ヒバゴン
ひばごん
1970年代(1970年~1974年)、広島県の比婆郡西城町油木、比婆郡比和町、庄原市(現在は市町村合併で全域が庄原市となっている)の中国山地にある比婆山連峰で目撃された類人猿型未確認動物。名前の由来は比婆山。
目撃情報によれば、背丈は1.5m程度と小柄の大人ぐらいあり、ずんぐりむっくりしている。二足歩行が可能で体中が濃い茶色の毛で覆われており、尻の左半分の毛が白がかり、“タコ”と呼ばれる猿の様な尻の毛が生えてない部分が無かったとされる。目撃された個体は片足を引きずっていたのが共通しており、恐らく同一の個体だったと思われる。
また、顔は逆三角形をしており、目はギョロ目で大きく吊り上がり、体重は体格から推定85kg、足のサイズは27cm程度で、歩くときに鳴き声らしき音を発することがあるという。
未知の生物以外には、年老いた大柄なニホンザル、密輸入されたゴリラやオランウータンなどの類人猿、ツキノワグマの誤認、民俗学で山人と呼ばれる山の民など諸説があり、さらには軍用機の墜落により比婆山に潜伏していたアメリカ兵や、単なるホームレスといった奇説・珍説もある。
ゴールデン・ラングール、シロテナガザル、クロクモザルは、身長が1.5mもなく長い尻尾も持つなど差異が見られるが(テナガザルに至っては尻尾はない)、既存の生物の中では最も目撃証言に酷似しているため、何らかの理由で放たれた外来種が正体であった可能性がある。目撃されたのが同一個体だった(1頭しかいなかった)、と推測される点もそれと合致する。
名付け親は中国新聞の庄原支局長だった宮尾英夫氏。
目撃された旧西城町の役場には、問い合わせが殺到したために「類人猿係」が設置され、これも話題になった。

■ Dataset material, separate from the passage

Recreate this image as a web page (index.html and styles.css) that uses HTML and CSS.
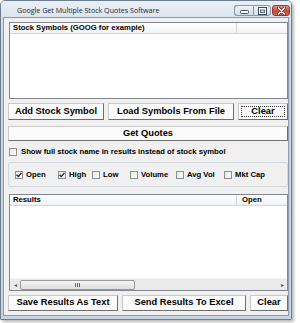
FILE: index.html
```html
<!DOCTYPE html>
<html>
<head>
<meta charset="utf-8">
<link rel="stylesheet" href="styles.css">
</head>
<body>
<div class="window">
  <div class="titlebar">
    <span class="title">Google Get Multiple Stock Quotes Software</span>
    <div class="caption">
      <span class="cbtn cmin"><svg width="9" height="5" viewBox="0 0 9 5"><rect x="0.5" y="0.5" width="8" height="3" rx="1" fill="#fff" stroke="#3e4c5c"/></svg></span>
      <span class="cbtn cmax"><svg width="9" height="8" viewBox="0 0 9 8"><rect x="0.5" y="0.5" width="8" height="7" fill="#fff" stroke="#3e4c5c"/><rect x="2.5" y="3" width="4" height="2.5" fill="#cdd9e6" stroke="#3e4c5c" stroke-width="0.8"/></svg></span>
      <span class="cbtn cclose"><svg width="9" height="8" viewBox="0 0 9 8"><path d="M1.5 1 L7.5 7 M7.5 1 L1.5 7" stroke="#6b1d16" stroke-width="3" stroke-linecap="round"/><path d="M1.5 1 L7.5 7 M7.5 1 L1.5 7" stroke="#fff" stroke-width="1.6" stroke-linecap="round"/></svg></span>
    </div>
  </div>
  <div class="client">
    <div class="listview symbols">
      <div class="lv-header">
        <div class="col col-main">Stock Symbols (GOOG for example)</div>
        <div class="col col-rest"></div>
      </div>
      <div class="lv-body"></div>
    </div>

    <div class="row row-top">
      <div class="btn w-add">Add Stock Symbol</div>
      <div class="btn w-load">Load Symbols From File</div>
      <div class="btn w-clear1"><span class="focusrect">Clear</span></div>
    </div>

    <div class="btn wide">Get Quotes</div>

    <div class="chk-row">
      <span class="chk"></span>
      <span class="lbl">Show full stock name in results instead of stock symbol</span>
    </div>

    <div class="group">
      <div class="gitem"><span class="chk on"><svg width="6" height="6" viewBox="0 0 6 6"><path d="M0.6 2.8 L2.3 4.6 L5.4 0.9" fill="none" stroke="#1a1a1a" stroke-width="1.3"/></svg></span><span class="lbl">Open</span></div>
      <div class="gitem"><span class="chk on"><svg width="6" height="6" viewBox="0 0 6 6"><path d="M0.6 2.8 L2.3 4.6 L5.4 0.9" fill="none" stroke="#1a1a1a" stroke-width="1.3"/></svg></span><span class="lbl">High</span></div>
      <div class="gitem"><span class="chk"></span><span class="lbl">Low</span></div>
      <div class="gitem"><span class="chk"></span><span class="lbl">Volume</span></div>
      <div class="gitem"><span class="chk"></span><span class="lbl">Avg Vol</span></div>
      <div class="gitem"><span class="chk"></span><span class="lbl">Mkt Cap</span></div>
    </div>

    <div class="listview results">
      <div class="lv-header">
        <div class="col col-main">Results</div>
        <div class="col col-rest">Open</div>
      </div>
      <div class="lv-body"></div>
      <div class="hscroll">
        <span class="arrow">&#9666;</span>
        <div class="track">
          <div class="thumb"><span class="grip"></span></div>
        </div>
        <span class="arrow">&#9656;</span>
      </div>
    </div>

    <div class="row row-bottom">
      <div class="btn w-save">Save Results As Text</div>
      <div class="btn w-send">Send Results To Excel</div>
      <div class="btn w-clear2">Clear</div>
    </div>
  </div>
</div>
</body>
</html>
```

FILE: styles.css
```css
* { box-sizing: border-box; }
html, body { margin: 0; padding: 0; background: #ffffff; }
body {
  width: 300px;
  height: 323px;
  overflow: hidden;
  font-family: "Liberation Sans", Arial, sans-serif;
  color: #000;
}

.window {
  width: 292px;
  height: 320px;
  border: 1px solid #6c7e90;
  border-radius: 5px 5px 1px 1px;
  background: linear-gradient(#dfe7f0, #c8d5e3 40px, #c6d3e1);
  padding: 0 2px 3px 2px;
  display: flex;
  flex-direction: column;
  box-shadow: 2px 2px 3px rgba(0, 0, 0, 0.28);
}

.titlebar {
  height: 16px;
  display: flex;
  align-items: center;
  justify-content: space-between;
  background: linear-gradient(#e9eff6, #dce5ef);
  margin: 0 -2px;
  padding: 0 1px 0 16px;
  border-radius: 4px 4px 0 0;
}
.title {
  font-family: "Open Sans", "Liberation Sans", sans-serif;
  font-size: 7.1px;
  color: #1c2733;
  padding-top: 2px;
  white-space: nowrap;
}
.caption {
  display: flex;
  align-items: center;
  margin-top: 3px;
}
.cbtn {
  height: 11px;
  display: flex;
  align-items: center;
  justify-content: center;
}
.cmin {
  width: 19px;
  border: 1px solid #8597ab;
  border-right: none;
  border-radius: 3px 0 0 3px;
  background: linear-gradient(#eef3f8, #d3deea);
  padding-top: 3px;
}
.cmax {
  width: 18px;
  border: 1px solid #8597ab;
  border-radius: 0 3px 3px 0;
  background: linear-gradient(#eef3f8, #d3deea);
}
.cclose {
  width: 18px;
  margin-left: 1px;
  border: 1px solid #8a3b33;
  border-radius: 3px;
  background: linear-gradient(#e5948a, #c9493c 55%, #d3685a);
}

.client {
  flex: 1;
  border: 1px solid #8a9bad;
  background: #f0f0f0;
  padding: 4px 0 4px 4px;
  display: flex;
  flex-direction: column;
  font-size: 9.3px;
  font-weight: bold;
}

.listview {
  border: 1px solid #828790;
  background: #fff;
  margin-left: 1px;
  display: flex;
  flex-direction: column;
}
.symbols { height: 77px; }
.results { height: 97px; margin-top: 7px; }

.lv-header {
  height: 11px;
  display: flex;
  background: linear-gradient(#ffffff, #f1f2f4);
  border-bottom: 1px solid #d5d5d5;
  font-size: 7.7px;
}
.col {
  height: 100%;
  display: flex;
  align-items: center;
  line-height: 1;
}
.col-main {
  width: 227px;
  padding-left: 3px;
  border-right: 1px solid #d5d5d5;
}
.col-rest {
  flex: 1;
  padding-left: 5px;
}
.lv-body { flex: 1; }

.hscroll {
  height: 12px;
  display: flex;
  align-items: center;
  background: #eaeaea;
  border-top: 1px solid #f4f4f4;
}
.arrow {
  width: 10px;
  font-size: 6px;
  font-weight: normal;
  color: #555;
  text-align: center;
}
.track {
  flex: 1;
  height: 100%;
  display: flex;
  align-items: center;
}
.thumb {
  width: 115px;
  height: 10px;
  border: 1px solid #9a9a9a;
  border-radius: 2px;
  background: linear-gradient(#f5f5f5, #dcdcdc);
  display: flex;
  align-items: center;
  justify-content: center;
}
.grip {
  width: 5px;
  height: 4px;
  border-left: 1px solid #666;
  border-right: 1px solid #666;
}
.grip::after {
  content: "";
  display: block;
  margin: 0 auto;
  width: 1px;
  height: 4px;
  background: #666;
}

.row {
  display: flex;
  gap: 4px;
}
.row-top { margin-top: 4px; height: 17px; }
.row-bottom { margin-top: 4px; height: 16px; }

.btn {
  display: flex;
  align-items: center;
  justify-content: center;
  height: 100%;
  border: 1px solid;
  border-color: #c9c9c9 #6f6f6f #6f6f6f #c9c9c9;
  background: #fbfbfb;
  white-space: nowrap;
  line-height: 1;
}
.w-add { width: 96px; }
.w-load { width: 126px; }
.w-clear1 { width: 50px; padding: 2px; }
.focusrect {
  flex: 1;
  align-self: stretch;
  border: 1px dotted #333;
  display: flex;
  align-items: center;
  justify-content: center;
}
.w-save { width: 110px; }
.w-send { width: 124px; }
.w-clear2 { width: 38px; }

.wide {
  margin-top: 6px;
  height: 15px;
  width: 280px;
}

.chk-row {
  margin-top: 5px;
  height: 11px;
  display: flex;
  align-items: center;
  gap: 4px;
  padding-left: 1px;
  font-size: 7.7px;
}
.chk {
  width: 8px;
  height: 8px;
  flex: none;
  border: 1px solid #8e8f8f;
  background: linear-gradient(135deg, #e6e6e6, #ffffff);
  display: flex;
  align-items: center;
  justify-content: center;
}
.lbl { line-height: 1; white-space: nowrap; }

.group {
  margin-top: 5px;
  height: 25px;
  width: 280px;
  border: 1px solid #d0d7dd;
  border-radius: 3px;
  padding-left: 6px;
  display: grid;
  grid-template-columns: 43px 34px 38px 46px 48px auto;
  align-items: center;
  font-size: 7.7px;
}
.gitem {
  display: flex;
  align-items: center;
  gap: 3px;
}
```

1974年の目撃を最後にヒバゴンは姿を消すが、6年後の1980年(昭和55年)10月20日に、同県福山市山野町田原の県道で、農作業から帰宅しようとした男性が全身を灰褐色の毛で覆われたゴリラのような生物を目撃し、その後ヒバゴンにあやかってこちらは「ヤマゴン」と名づけられた。目撃者の描いたヤマゴンの特徴を描いた絵を見たヒバゴンの目撃者が「自分が見たものと同じ」と証言しており、ヤマゴンというのはヒバゴンと呼ばれた個体が比婆山から数十キロ南の山野町に中国山地沿いに移動してきたものでは?とも推測されている(実はこの4年前の1976年にも山野町で猿のような謎の生物がタクシー運転手によって目撃され地元紙に載ったが大して注目されていなかった)。ヤマゴンもこの年の目撃を最後として以降は姿を見せる事はなかった。ヒバゴンの最初の目撃から10年ほど経っており、野生状態の動物の寿命からして、この少し後にヒバゴンあるいはヤマゴンと呼ばれた個体が自然死したため、以降の目撃が絶えた可能性がある。
1999年に開催された「西城ふるさと祭」において、マスコット化されたキャラクターが発表され、その後は地元のイベントちらしや商品などに描かれている。
なおこのキャラクターは「NPO法人ヒバゴンの知恵袋」の管理物である。
小説家重松清氏によってヒバゴン目撃事件をモデルにした『いとしのヒナゴン』という小説が書かれ、2004年には実写映画が目撃された西城町で撮影された。